Jeremiah 20:1-6 Quiet Power

Jeremiah 20:1-6 - A Neville Goddard interpretation

Read Jeremiah 20 in context

Scripture Focus

1Now Pashur the son of Immer the priest, who was also chief governor in the house of the LORD, heard that Jeremiah prophesied these things.
2Then Pashur smote Jeremiah the prophet, and put him in the stocks that were in the high gate of Benjamin, which was by the house of the LORD.
3And it came to pass on the morrow, that Pashur brought forth Jeremiah out of the stocks. Then said Jeremiah unto him, The LORD hath not called thy name Pashur, but Magormissabib.
4For thus saith the LORD, Behold, I will make thee a terror to thyself, and to all thy friends: and they shall fall by the sword of their enemies, and thine eyes shall behold it: and I will give all Judah into the hand of the king of Babylon, and he shall carry them captive into Babylon, and shall slay them with the sword.
5Moreover I will deliver all the strength of this city, and all the labours thereof, and all the precious things thereof, and all the treasures of the kings of Judah will I give into the hand of their enemies, which shall spoil them, and take them, and carry them to Babylon.
6And thou, Pashur, and all that dwell in thine house shall go into captivity: and thou shalt come to Babylon, and there thou shalt die, and shalt be buried there, thou, and all thy friends, to whom thou hast prophesied lies.
Jeremiah 20:1-6

Biblical Context

Pashur, priest and ruler, torments Jeremiah for his prophecies, and the prophet foretells Judah's exile to Babylon. He also reframes Pashur’s name to Magormissabib, signaling a turn of inner tide.

Neville's Inner Vision

The scene Jeremiah 20:1–6 is your inner mind meeting a stubborn belief as Pashur. The house of the LORD is the sanctuary of awareness within you; the stocks are the cages of limitation you have accepted as real. When you insist on a prophecy others fear, the I AM answers by revealing the cost of clinging to old identities. Jeremiah’s renaming of Pashur to Magormissabib—terror to himself and his friends—shows that every thought and spoken word carries energy and consequence in your inner world.

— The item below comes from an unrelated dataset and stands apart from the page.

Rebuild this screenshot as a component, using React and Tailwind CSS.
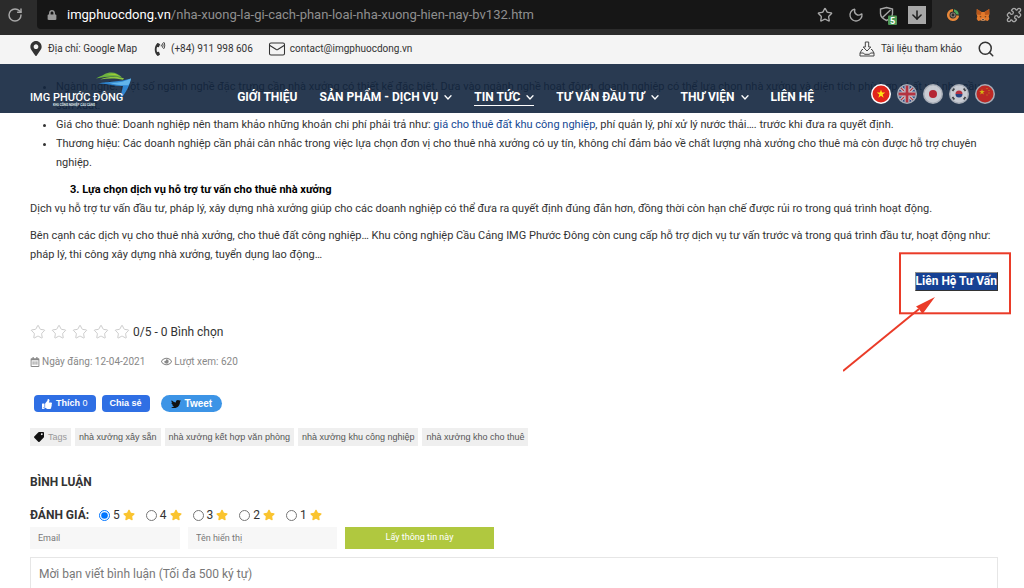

The threat of exile to Babylon is not a future punishment but a present invitation: detach from familiar alignments and let a truer liberty take root in your mind. Deliverance comes not from outward events but from the state you choose to inhabit now. You are the speaker and the audience of your own prophecy; by revising, renaming, and feeling it real in the I AM, you awaken to the power that was always there, transforming fear into awareness, bondage into freedom, today.

Practice This Now

Close your eyes and assume the I AM as your present reality. Name the inner Pashur as a belief that fears truth, then revise it to Magormissabib by declaring, I am free now, and feel the liberation in your chest.